In a two-and-a-half minute video posted on YouTube last Thursday, Bill Nye, who starred in the popular educational show Bill Nye the Science Guy, expressed his very serious views over the debate between creationism and evolution. In the short clip professionally produced by Big Think, he defends evolutionary theory, arguing that the United States is unique in its denial of the concept.
“When you have a portion of the population that doesn’t believe in [evolution], it holds everybody back.,” he said in the video. “It’s like, it’s very much analogous to trying to do geology without believing in tectonic plates.”
Nye continued on to emphasize the importance of teaching young children evolution theory in an effort to build young minds and scientific innovation. “Here are these ancient dinosaur bones or fossils, here is radioactivity, here are distant stars that are just like our star but they’re at a different point in their life cycle.
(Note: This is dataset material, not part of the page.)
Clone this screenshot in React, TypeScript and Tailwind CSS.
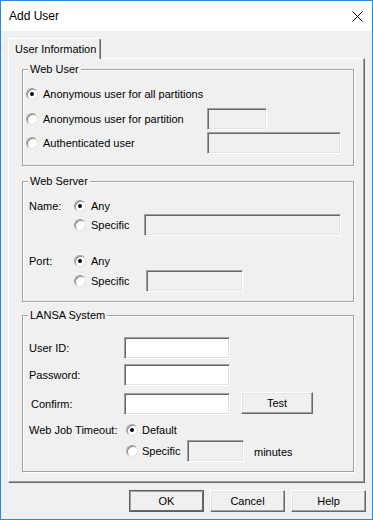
import type { ReactNode } from "react";

const sunken =
  "border border-t-[#a0a0a0] border-l-[#a0a0a0] border-b-white border-r-white shadow-[inset_1px_1px_0_#696969,inset_-1px_-1px_0_#e3e3e3]";

function Radio({ checked }: { checked?: boolean }) {
  return (
    <span className="relative w-[12px] h-[12px] shrink-0 rounded-full bg-white border border-t-[#a0a0a0] border-l-[#a0a0a0] border-b-[#e3e3e3] border-r-[#e3e3e3] shadow-[inset_1px_1px_0_#909090] flex items-center justify-center">
      {checked && <span className="w-[4px] h-[4px] rounded-full bg-black" />}
    </span>
  );
}

function Field({ w, white }: { w: string; white?: boolean }) {
  return <div className={`${w} h-[22px] shrink-0 ${sunken} ${white ? "bg-white" : "bg-[#f0f0f0]"}`} />;
}

function Button({ children, primary, w }: { children: ReactNode; primary?: boolean; w: string }) {
  return (
    <button
      className={`${w} h-[22px] shrink-0 flex items-center justify-center bg-[#f0f0f0] text-black ${
        primary
          ? "border border-[#5f5f5f] shadow-[inset_1px_1px_0_#a0a0a0,inset_-1px_-1px_0_#696969]"
          : "border border-t-white border-l-white border-b-[#696969] border-r-[#696969] shadow-[inset_-1px_-1px_0_#a0a0a0,inset_1px_1px_0_#e3e3e3]"
      }`}
    >
      {children}
    </button>
  );
}

function Group({ title, h, className, children }: { title: string; h: string; className?: string; children: ReactNode }) {
  return (
    <div
      className={`relative w-[332px] ${h} border border-[#a0a0a0] shadow-[1px_1px_0_#fff,inset_1px_1px_0_#fff] flex flex-col ${className ?? ""}`}
    >
      <span className="absolute left-[5px] top-[-8px] px-[2px] bg-[#f0f0f0] leading-[14px]">{title}</span>
      {children}
    </div>
  );
}

export default function App() {
  return (
    <div className="w-[373px] h-[520px] border border-[#2b88d8] bg-[#f0f0f0] flex flex-col text-[11px] text-black font-['Liberation_Sans',Arial,sans-serif]">
      {/* Title bar */}
      <div className="h-[30px] bg-white flex items-center justify-between pl-[8px] pr-[9px]">
        <span className="text-[12px]">Add User</span>
        <svg width="11" height="11" viewBox="0 0 11 11" className="mt-[1px]">
          <path d="M0.5 0.5 L10.5 10.5 M10.5 0.5 L0.5 10.5" stroke="#000" strokeWidth="1" />
        </svg>
      </div>

      <div className="flex flex-col pl-[7px] pt-[7px]">
        {/* Tab */}
        <div className="relative z-10 w-[93px] h-[21px] bg-[#f0f0f0] rounded-t-[2px] border-l border-t border-r border-l-white border-t-white border-r-[#696969] shadow-[inset_-1px_0_0_#a0a0a0] flex items-center pl-[6px]">
          User Information
        </div>

        {/* Tab panel */}
        <div className="w-[357px] h-[425px] mt-[-1px] border border-t-white border-l-white border-b-[#696969] border-r-[#696969] shadow-[inset_-1px_-1px_0_#a0a0a0] pl-[13px] pt-[10px] flex flex-col">
          <Group title="Web User" h="h-[97px]">
            <div className="flex items-center h-[22px] mt-[13px] pl-[3px]">
              <Radio checked />
              <span className="ml-[5px]">Anonymous user for all partitions</span>
            </div>
            <div className="flex items-center h-[22px] mt-[3px] pl-[3px]">
              <Radio />
              <span className="w-[169px] pl-[5px]">Anonymous user for partition</span>
              <Field w="w-[60px]" />
            </div>
            <div className="flex items-center h-[22px] mt-[2px] pl-[3px]">
              <Radio />
              <span className="w-[169px] pl-[5px]">Authenticated user</span>
              <Field w="w-[134px]" />
            </div>
          </Group>

          <Group title="Web Server" h="h-[121px]" className="mt-[15px]">
            <div className="flex items-center h-[16px] mt-[16px] pl-[6px]">
              <span className="w-[45px]">Name:</span>
              <Radio checked />
              <span className="ml-[5px]">Any</span>
            </div>
            <div className="flex items-center h-[22px] pl-[51px]">
              <Radio />
              <span className="w-[58px] pl-[5px]">Specific</span>
              <Field w="w-[197px]" />
            </div>
            <div className="flex items-center h-[16px] mt-[17px] pl-[6px]">
              <span className="w-[45px]">Port:</span>
              <Radio checked />
              <span className="ml-[5px]">Any</span>
            </div>
            <div className="flex items-center h-[22px] mt-[1px] pl-[51px]">
              <Radio />
              <span className="w-[60px] pl-[5px]">Specific</span>
              <Field w="w-[97px]" />
            </div>
          </Group>

          <Group title="LANSA System" h="h-[157px]" className="mt-[13px]">
            <div className="flex items-center h-[22px] mt-[21px] pl-[6px]">
              <span className="w-[95px]">User ID:</span>
              <Field w="w-[106px]" white />
            </div>
            <div className="flex items-center h-[22px] mt-[5px] pl-[6px]">
              <span className="w-[95px]">Password:</span>
              <Field w="w-[106px]" white />
            </div>
            <div className="flex items-start h-[22px] mt-[7px] pl-[8px]">
              <span className="w-[93px] leading-[22px]">Confirm:</span>
              <Field w="w-[106px]" white />
              <div className="ml-[11px] mt-[-1px]">
                <Button w="w-[72px]">Test</Button>
              </div>
            </div>
            <div className="flex items-center h-[16px] mt-[7px] pl-[6px]">
              <span className="w-[97px]">Web Job Timeout:</span>
              <Radio checked />
              <span className="ml-[4px]">Default</span>
            </div>
            <div className="flex items-center h-[22px] mt-[2px] pl-[103px]">
              <Radio />
              <span className="w-[49px] pl-[4px]">Specific</span>
              <Field w="w-[57px]" />
              <span className="ml-[10px] mt-[3px]">minutes</span>
            </div>
          </Group>
        </div>

        {/* Dialog buttons */}
        <div className="flex gap-[6px] mt-[7px] pl-[121px]">
          <Button w="w-[75px]" primary>OK</Button>
          <Button w="w-[75px]">Cancel</Button>
          <Button w="w-[75px]">Help</Button>
        </div>
      </div>
    </div>
  );
}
The idea of deep time, of this billions of years, explains so much of the world around us. If you try to ignore that, your world view just becomes crazy, just untenable, itself inconsistent.”
Nye was the main face of Bill Nye the Science Guy, which aired on PBS from 1993 to 1998. Since then, Nye, a Cornell-educated mechanical engineer who started his career at Boeing, has remained heavily involved in science education. According to ABC News, Nye also toured through New Hampshire earlier this year to support and endorse Obama’s education policies, for science programs nationwide. “[The] world just becomes fantastically complicated when you don’t believe in evolution,” Nye added.
However, Nye is in the minority of Americans that believe exclusively in evolution. A Gallup poll released in June showed that only 15 percent of people say that humans evolved without divine intervention. An overwhelming majority, 46 percent of those surveyed, said “God created humans in their present form,” with the other 32 percent believing in a hybrid “theistic evolution” process.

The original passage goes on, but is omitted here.